Handwriting: Outdated Now?

When I was attending my second high school, one of the rules was handwritten homework isn’t allowed. Anyone who turned in handwritten work failed the assignment, regardless of if they would’ve passed otherwise. I always thought that was a strange rule, especially since we did most of the classwork with paper and pencil until the school gave students iPads during my second year.

I asked this in a Facebook group of mine and got this question in response: “Would you turn in handwritten work at a job?” My answer to that question was unless I was told otherwise, I would give handwritten work.

Apparently, that’s not a good idea. Handwritten work is seen as unprofessional (despite that writing takes more work than typing…), so it isn’t acceptable in jobs. That leads me to this question: why was handwriting ever taught to children in the first place?

Yes, that’s a serious question. If school is supposed to prepare children to hold jobs as adults, why was handwriting taught when I was growing up? My elementary school years were a decade ago, so not that long. Shouldn’t I have never been taught how to write in the first place if it’s unacceptable? And why is it still being taught today? I once read an article about how many recent high school graduates have poor reading and writing skills. I don’t know about the reading, but if handwriting is no longer acceptable, it makes why they’d have poor writing skills. They don’t need them.

I have to admit it’s something that makes me sad and little less optimistic about the future. In another decade, maybe less, handwriting will be an obsolete skill, if it isn’t already. That means there will someday be a whole generation that has never learned how to write or has never heard of handwriting. I understand why if it’s a needless skill, but I can’t say it doesn’t make me question my own early education years. Since I don’t plan to have kids, this isn’t I need to be concerned about. It’s merely me trying to adjust the world becoming more and more digitized. I was prepared for typing to be alongside handwriting, not its replacement.

I can’t find it right now, but I remember seeing a political (?) cartoon where two kids were in class and had books. One kid turned to his friend and asked what it was and how to turn it on. I initially rolled my eyes and scoffed at it, but maybe the artist of that cartoon isn’t so far off the mark. Sure, books are typed instead of handwritten, but I can see a kid looking at handwriting, perhaps finding a picture of it on the internet, and asking how they type it instead of how they write it.

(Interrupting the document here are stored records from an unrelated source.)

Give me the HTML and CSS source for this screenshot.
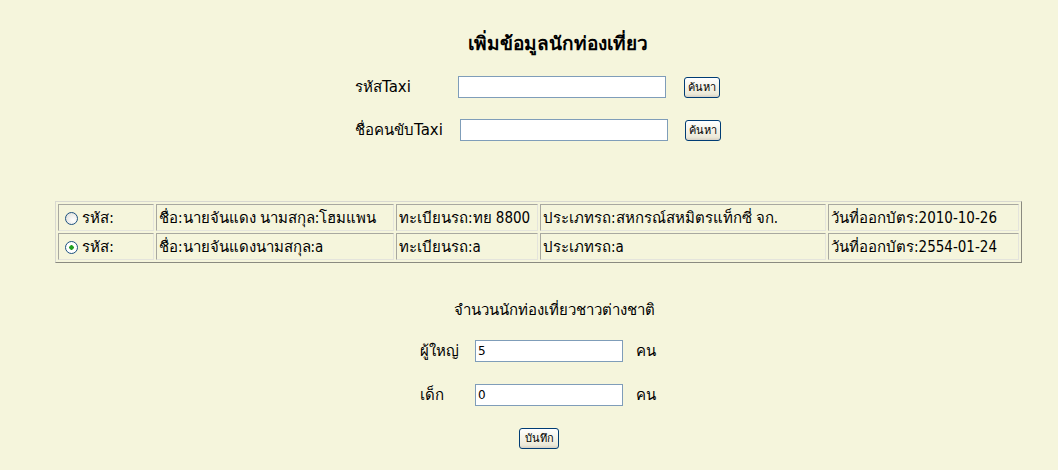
FILE: index.html
```html
<!DOCTYPE html>
<html lang="th">
<head>
<meta charset="utf-8">
<title>เพิ่มข้อมูลนักท่องเที่ยว</title>
<link rel="stylesheet" href="styles.css">
</head>
<body>
<div class="page">
  <h1 class="title">เพิ่มข้อมูลนักท่องเที่ยว</h1>
  <div class="search">
    <label class="lbl">รหัสTaxi</label>
    <input class="field" type="text">
    <button class="btn" type="button">ค้นหา</button>
    <label class="lbl">ชื่อคนขับTaxi</label>
    <input class="field field-2" type="text">
    <button class="btn btn-2" type="button">ค้นหา</button>
  </div>
  <table class="list">
    <colgroup>
      <col class="c1"><col class="c2"><col class="c3"><col class="c4"><col class="c5">
    </colgroup>
    <tr>
      <td><input class="radio" type="radio" name="taxi"> รหัส:</td>
      <td>ชื่อ:นายจันแดง นามสกุล:โฮมแพน</td>
      <td>ทะเบียนรถ:ทย 8800</td>
      <td>ประเภทรถ:สหกรณ์สหมิตรแท็กซี่ จก.</td>
      <td>วันที่ออกบัตร:2010-10-26</td>
    </tr>
    <tr>
      <td><input class="radio" type="radio" name="taxi" checked> รหัส:</td>
      <td>ชื่อ:นายจันแดงนามสกุล:a</td>
      <td>ทะเบียนรถ:a</td>
      <td>ประเภทรถ:a</td>
      <td>วันที่ออกบัตร:2554-01-24</td>
    </tr>
  </table>
  <p class="subtitle">จำนวนนักท่องเที่ยวชาวต่างชาติ</p>
  <div class="count">
    <label class="clbl">ผู้ใหญ่</label>
    <input class="cfield" type="text" value="5">
    <span class="unit">คน</span>
    <label class="clbl">เด็ก</label>
    <input class="cfield" type="text" value="0">
    <span class="unit">คน</span>
  </div>
  <div class="save-row">
    <button class="btn save" type="button">บันทึก</button>
  </div>
</div>
</body>
</html>
```

FILE: styles.css
```css
html, body {
  margin: 0;
  padding: 0;
  background: #f5f5dc;
}
body {
  font-family: Tahoma, "DejaVu Sans", "Noto Sans", sans-serif;
  color: #000;
}
.page {
  padding-top: 32px;
}
.title {
  margin: 0;
  font-size: 19px;
  font-weight: bold;
  line-height: 22px;
  text-align: center;
  padding-left: 58px;
}
.search {
  display: grid;
  grid-template-columns: 103px 226px auto;
  row-gap: 21px;
  align-items: center;
  padding-left: 355px;
  margin-top: 22px;
}
.lbl {
  font-size: 15px;
  line-height: 22px;
}
.field {
  width: 208px;
  height: 22px;
  box-sizing: border-box;
  border: 1px solid #7f9db9;
  background: #fff;
  margin: 0;
  padding: 0 3px;
}
.field-2 {
  margin-left: 2px;
}
.btn {
  height: 21px;
  box-sizing: border-box;
  padding: 0 3px;
  border: 1px solid #003c74;
  border-radius: 3px;
  background: linear-gradient(#ffffff, #ece9d8 85%, #d6d0c5);
  font-family: Tahoma, "DejaVu Sans", sans-serif;
  font-size: 11px;
  color: #000;
  justify-self: start;
  margin: 0;
}
.btn-2 {
  margin-left: 1px;
}
.list {
  margin: 60px 0 0 55px;
  width: 967px;
  border-collapse: separate;
  border-spacing: 2px;
  border: 1px solid;
  border-color: #d8d8d0 #8a8a80 #8a8a80 #d8d8d0;
  table-layout: fixed;
  font-family: "DejaVu Sans Condensed", "DejaVu Sans", sans-serif;
  font-size: 15px;
}
.c1 { width: 96px; }
.c2 { width: 238px; }
.c3 { width: 142px; }
.c4 { width: 286px; }
.list td {
  border: 1px solid;
  border-color: #a8a8a0 #e4e4dc #e4e4dc #a8a8a0;
  height: 25px;
  padding: 0 0 0 2px;
  white-space: nowrap;
  overflow: hidden;
}
.radio {
  appearance: none;
  -webkit-appearance: none;
  width: 13px;
  height: 13px;
  margin: 0 0 0 4px;
  border: 1px solid #1c5180;
  border-radius: 50%;
  background: radial-gradient(circle at 65% 65%, #ffffff, #dcdcd6);
  vertical-align: -2px;
  box-sizing: border-box;
}
.radio:checked {
  background: radial-gradient(circle, #21a121 0 2px, #ffffff 2.5px 100%);
}
.subtitle {
  margin: 37px 0 0;
  font-size: 15px;
  line-height: 20px;
  text-align: center;
  padding-left: 50px;
}
.count {
  display: grid;
  grid-template-columns: 55px 161px auto;
  row-gap: 22px;
  align-items: center;
  padding-left: 420px;
  margin-top: 20px;
}
.clbl, .unit {
  font-size: 15px;
  line-height: 21px;
}
.cfield {
  width: 148px;
  height: 22px;
  box-sizing: border-box;
  border: 1px solid #7f9db9;
  background: #fff;
  margin: 0;
  padding: 0 2px;
  font-family: Tahoma, "DejaVu Sans", sans-serif;
  font-size: 12px;
}
.save-row {
  padding-left: 519px;
  margin-top: 21px;
}
.save {
  width: 40px;
  padding: 0;
}
```
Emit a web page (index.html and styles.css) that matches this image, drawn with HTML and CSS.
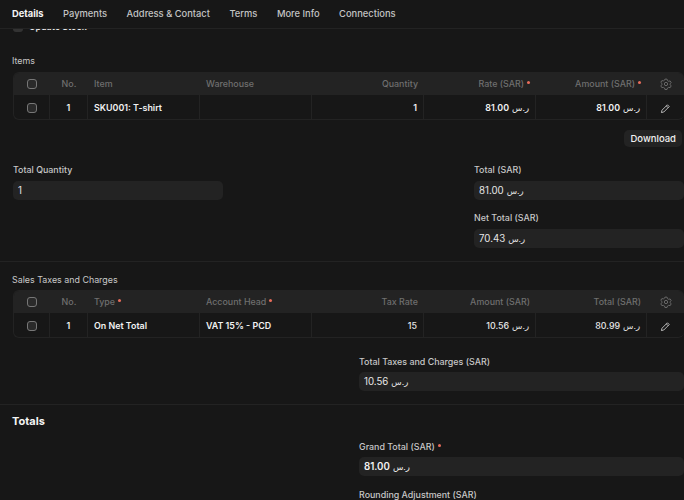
FILE: index.html
```html
<!DOCTYPE html>
<html lang="en">
<head>
  <meta charset="UTF-8">
  <title>Sales Invoice</title>
  <link rel="stylesheet" href="styles.css">
</head>
<body>
  <nav class="tabs">
    <a class="tab active">Details</a>
    <a class="tab">Payments</a>
    <a class="tab">Address &amp; Contact</a>
    <a class="tab">Terms</a>
    <a class="tab">More Info</a>
    <a class="tab">Connections</a>
  </nav>

  <div class="peek"><span class="peek-box"></span>Update Stock</div>

  <section class="items">
    <div class="grid-label">Items</div>
    <div class="grid">
      <div class="row head">
        <div class="cell check"><span class="box"></span></div>
        <div class="cell no">No.</div>
        <div class="cell">Item</div>
        <div class="cell">Warehouse</div>
        <div class="cell num">Quantity</div>
        <div class="cell num">Rate (SAR) <i class="req"></i></div>
        <div class="cell num">Amount (SAR) <i class="req"></i></div>
        <div class="cell icon">
          <svg width="12" height="12" viewBox="0 0 16 16"><path d="M6.6 1.5h2.8l.5 1.900 1.700 1 1.900-.5 1.400 2.400-1.400 1.400v1.400l1.400 1.400-1.400 2.400-1.900-.5-1.700 1-.5 1.900H6.600l-.5-1.900-1.700-1-1.900.5-1.400-2.400 1.400-1.400V7.200L1.100 5.800l1.400-2.400 1.900.5 1.700-1z"/><circle cx="8" cy="8" r="2.2"/></svg>
        </div>
      </div>
      <div class="row body">
        <div class="cell check"><span class="box"></span></div>
        <div class="cell no val">1</div>
        <div class="cell val">SKU001: T-shirt</div>
        <div class="cell"></div>
        <div class="cell num val">1</div>
        <div class="cell num val">81.00 <span class="cur">ر.س</span></div>
        <div class="cell num val">81.00 <span class="cur">ر.س</span></div>
        <div class="cell icon">
          <svg class="pencil" width="11" height="11" viewBox="0 0 16 16"><path d="M10.800 2.600l2.600 2.600-7.900 7.900-3.400.8.8-3.400z M9.200 4.200l2.600 2.600"/></svg>
        </div>
      </div>
    </div>
    <div class="grid-actions"><button class="btn">Download</button></div>
  </section>

  <section class="fields">
    <div class="col">
      <div class="field">
        <label>Total Quantity</label>
        <div class="control">1</div>
      </div>
    </div>
    <div class="col">
      <div class="field">
        <label>Total (SAR)</label>
        <div class="control">81.00 <span class="cur">ر.س</span></div>
      </div>
      <div class="field">
        <label>Net Total (SAR)</label>
        <div class="control">70.43 <span class="cur">ر.س</span></div>
      </div>
    </div>
  </section>

  <section class="taxes">
    <div class="grid-label">Sales Taxes and Charges</div>
    <div class="grid">
      <div class="row head">
        <div class="cell check"><span class="box"></span></div>
        <div class="cell no">No.</div>
        <div class="cell">Type <i class="req"></i></div>
        <div class="cell">Account Head <i class="req"></i></div>
        <div class="cell num">Tax Rate</div>
        <div class="cell num">Amount (SAR)</div>
        <div class="cell num">Total (SAR)</div>
        <div class="cell icon">
          <svg width="12" height="12" viewBox="0 0 16 16"><path d="M6.6 1.5h2.8l.5 1.900 1.700 1 1.900-.5 1.400 2.400-1.400 1.400v1.400l1.400 1.400-1.400 2.400-1.900-.5-1.700 1-.5 1.900H6.600l-.5-1.900-1.700-1-1.900.5-1.400-2.400 1.400-1.400V7.200L1.100 5.800l1.400-2.400 1.900.5 1.700-1z"/><circle cx="8" cy="8" r="2.2"/></svg>
        </div>
      </div>
      <div class="row body">
        <div class="cell check"><span class="box"></span></div>
        <div class="cell no val">1</div>
        <div class="cell val">On Net Total</div>
        <div class="cell val">VAT 15% - PCD</div>
        <div class="cell num">15</div>
        <div class="cell num">10.56 <span class="cur">ر.س</span></div>
        <div class="cell num">80.99 <span class="cur">ر.س</span></div>
        <div class="cell icon">
          <svg class="pencil" width="11" height="11" viewBox="0 0 16 16"><path d="M10.800 2.600l2.600 2.600-7.900 7.900-3.400.8.8-3.400z M9.200 4.200l2.600 2.600"/></svg>
        </div>
      </div>
    </div>
    <div class="wide-col">
      <div class="field">
        <label>Total Taxes and Charges (SAR)</label>
        <div class="control">10.56 <span class="cur">ر.س</span></div>
      </div>
    </div>
  </section>

  <section class="totals">
    <h4>Totals</h4>
    <div class="wide-col">
      <div class="field">
        <label>Grand Total (SAR) <i class="req"></i></label>
        <div class="control strong">81.00 <span class="cur">ر.س</span></div>
      </div>
      <div class="field">
        <label>Rounding Adjustment (SAR)</label>
      </div>
    </div>
  </section>
</body>
</html>
```

FILE: styles.css
```css
html, body {
    height: 500px;
    overflow: hidden;
}
body {
    margin: 0;
    background-color: #171717;
    color: #f0f0f0;
    font-family: 'Inter', 'DejaVu Sans', sans-serif;
    font-size: 8.9px;
    line-height: 12px;
}
.tabs {
    position: relative;
    z-index: 2;
    display: flex;
    align-items: center;
    gap: 19.5px;
    height: 28px;
    padding-left: 12px;
    background-color: #171717;
    border-bottom: 1px solid #232323;
}
.tab {
    font-size: 9.35px;
    font-weight: 500;
    color: #c4c4c4;
}
.tab.active {
    font-weight: 700;
    color: #f4f4f4;
}
.peek {
    display: flex;
    align-items: center;
    gap: 6px;
    height: 12px;
    margin-top: -8px;
    padding-left: 13px;
    font-weight: 600;
    color: #e8e8e8;
}
.peek-box {
    width: 10px;
    height: 10px;
    border-radius: 3px;
    background-color: #333333;
}

.items {
    padding-top: 22px;
}
.grid-label {
    padding-left: 12px;
    color: #c8c8c8;
    font-size: 8.9px;
    margin-bottom: 5px;
}
.grid {
    margin-left: 13px;
    border: 1px solid #232323;
    border-right: 0;
    border-radius: 6px;
    overflow: hidden;
}
.row {
    display: grid;
    grid-template-columns: 36px 38px 112px 112px 112px 112px 111px 38px;
    height: 24px;
}
.row.head {
    height: 22px;
    background-color: #232323;
    font-weight: 500;
}
.cell {
    display: flex;
    align-items: center;
    gap: 3px;
    padding: 0 6px;
    border-right: 1px solid #232323;
    font-weight: 500;
    color: #e6e6e6;
}
.row.body .cell {
    padding-top: 2px;
}
.head .cell {
    border-right: 0;
    color: #6f6f6f;
}
.cell.val {
    font-weight: 600;
    color: #f2f2f2;
}
.cell.check, .cell.no, .cell.icon {
    justify-content: center;
    padding: 0;
}
.cell.num {
    justify-content: flex-end;
}
.cell.icon {
    border-right: 0;
    padding-right: 1px;
}
.cur {
    font-size: 8.5px;
    font-weight: 400;
}
.box {
    width: 10px;
    height: 10px;
    border: 1px solid #777777;
    border-radius: 3px;
    box-sizing: border-box;
    background-color: #2a2a2a;
}
.req {
    width: 3px;
    height: 3px;
    border-radius: 50%;
    background-color: #e86c5a;
    margin-bottom: 3px;
}
svg {
    fill: none;
    stroke: #6f6f6f;
    stroke-width: 1.2;
    stroke-linejoin: round;
}
svg.pencil {
    stroke: #d8d8d8;
}

.grid-actions {
    display: flex;
    justify-content: flex-end;
    padding: 10px 2px 0 0;
}
.btn {
    height: 17px;
    padding: 0 6px;
    border: 0;
    border-radius: 5px;
    background-color: #232323;
    color: #f0f0f0;
    font-family: inherit;
    font-size: 9.5px;
    font-weight: 500;
}

.fields {
    display: flex;
    justify-content: space-between;
    padding: 17px 0 1px 13px;
    border-bottom: 1px solid #232323;
}
.col {
    width: 210px;
}
.wide-col {
    width: 325px;
    margin-left: auto;
}
.field {
    margin-bottom: 12px;
}
.field label {
    display: flex;
    align-items: center;
    gap: 3px;
    height: 12px;
    margin-bottom: 5px;
    color: #c8c8c8;
    font-weight: 500;
}
.control {
    display: flex;
    align-items: center;
    gap: 3px;
    height: 19px;
    padding: 0 5px;
    border-radius: 5px;
    background-color: #232323;
    color: #e6e6e6;
    font-size: 9.7px;
    font-weight: 400;
}
.control.strong {
    font-weight: 600;
    color: #f2f2f2;
}

.taxes {
    padding-top: 12px;
    border-bottom: 1px solid #232323;
}
.taxes .grid-label {
    margin-bottom: 4px;
}
.taxes .wide-col {
    padding-top: 18px;
    padding-bottom: 1px;
}
.taxes .field label {
    margin-bottom: 4px;
}
.totals {
    padding-top: 9px;
}
.totals h4 {
    margin: 0 0 13px 12px;
    font-size: 11px;
    font-weight: 700;
    line-height: 14px;
    color: #f4f4f4;
}
.totals .field:first-child {
    margin-bottom: 13px;
}
.totals .field:first-child label {
    margin-bottom: 4px;
}
```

Handwriting becoming obsolete also makes me understand giving very small children tablets. I always found that weird because tablets, even ones specifically designed for children, are expensive and small kids are gluttons are clumsiness and accidents. But if they’re going to type their work, whether it’s on an iPad or a computer, instead of writing on paper, little kids do need tablets. At the very least, they have to learn how to type somehow and somewhere.

Personally, I can’t imagine not knowing how to write and despite it becoming an unneeded skill, it’s one I don’t want to lose. At the same time, I suppose it doesn’t matter. If it’s not needed now, it certainly won’t be needed when I’m 30, 40, 55, and so on, assuming I live to those ages. I probably wouldn’t realize I’d lost the ability to write if I ever did, so maybe it’s something I shouldn’t be thinking about at all.

Technology marches on.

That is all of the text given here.